A look at the sport’s rising popularity in Newfoundland – By Liam Herringshaw
So, here’s a question for you: What first official sport of Canada, now the world’s second-most popular sport, and is the newest arrival to the Memorial University sports scene? OK, I suspect the headline rather gives it away, but I’ll tell you the answer anyway—it’s cricket.
Many of you reading this piece probably won’t even know what cricket is, so let me start by clearing up a couple of common misconceptions. It’s not “that game on horses,” and it’s not “that game with mallets and hoops.” The former is polo; the latter, croquet. Cricket is the quintessential, summer team sport played by millions of people across the globe and, thanks to an increasingly international student population, by an ever-growing number of people here at MUN.

The more complex ancestor of baseball, cricket is played on a pitch 22 yards long, in the middle of a large, flat, grassy field, and involves two teams of 11 players. One team bats first, and the other team fields, with the game becoming a battle between bowlers (approximate equivalents to baseball pitchers) and batters, as the latter try to score as many runs as they can. When the time is up, or all the batters are out, the teams swap; the fielding team goes into bat and tries to overhaul their opponents’ score. The game typically lasts a few hours, but at the very highest level, a match can last five days, (albeit with lunch and tea breaks factored in.)
Time, equipment, and flat, grassy fields being in short supply in St John’s, local cricketers have had to take novel approaches in order to play their beloved game. Most weekends in the summer, you’ll find Bangladeshi, Indian, and Pakistani students playing not on grass, but on basketball courts, and using not a leather cricket ball, but a tennis ball wrapped in electrical tape.

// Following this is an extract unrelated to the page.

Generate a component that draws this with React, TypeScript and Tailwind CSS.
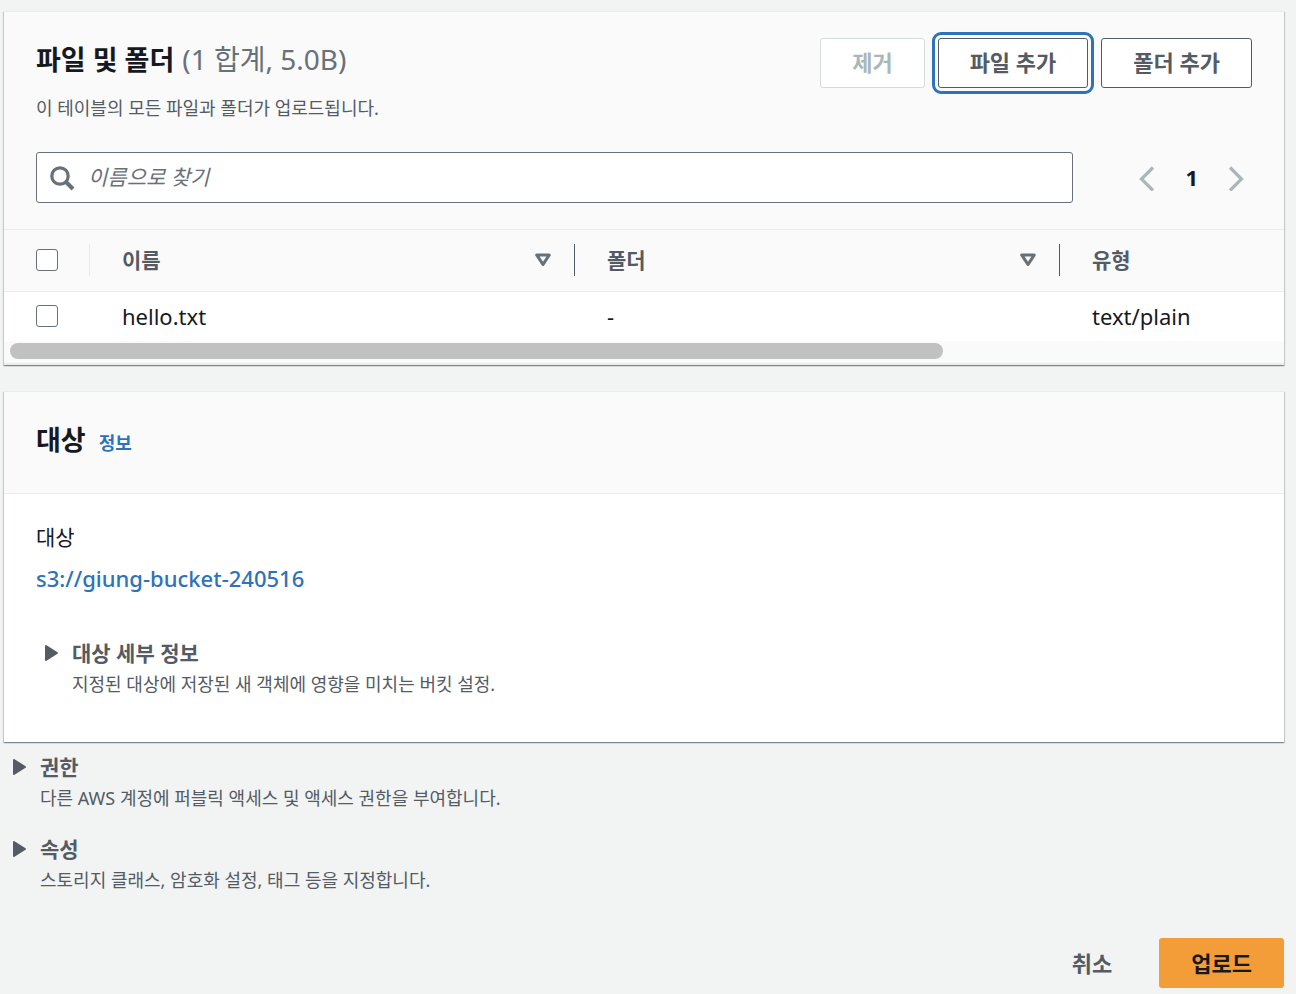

The lack of facilities has not deterred people, though. In fact, 2010 saw such demand for cricket that a provincial association was established. There are now two informal clubs: St John’s Cricket Club and Memorial Cricket Club. A Newfoundland and Labrador team was even sent to Fredericton to compete in their first regional tournament.
Surprising though it may seem, cricket was once big in Newfoundland; so this is resurrection rather than creation. Crowds of 2,000 or more would come to watch matches between St John’s and visiting British Navy teams in the nineteenth century. A league ran for many decades, and even as recently as the 1930s, an inter-town trophy was being competed for. From Corner Brook to Twillingate, Grand Falls to Harbour Grace, the dominion had many strong clubs, and produced three men who played the sport at the very highest level overseas.
Although the influx of baseball and soccer in the summer killed off cricket, a revival has begun. Memorial Cricket Club is setting up a winter, indoor league to keep the summer momentum going. Recognizing that most locals are unfamiliar with the game, there will be a series of introductory sessions in which newcomers can try their hand at batting, bowling, and fielding. If you’re used to hitting hockey pucks or golf balls, you’ll be able to pick up batting pretty quickly. Although bowling is more specialized, anyone who has fast-pitched a softball will soon grasp the technique. If you can run, catch, and throw, you’ll be an expert fielder in no time.
The association will be holding a fund-raiser at the Swilers Rugby Club, Crosbie Road on the evening of Friday, Nov. 26, with tickets priced at just five dollars. The indoor cricket league will begin in the New Year, with the 2011 outdoor league beginning as soon as weather permits.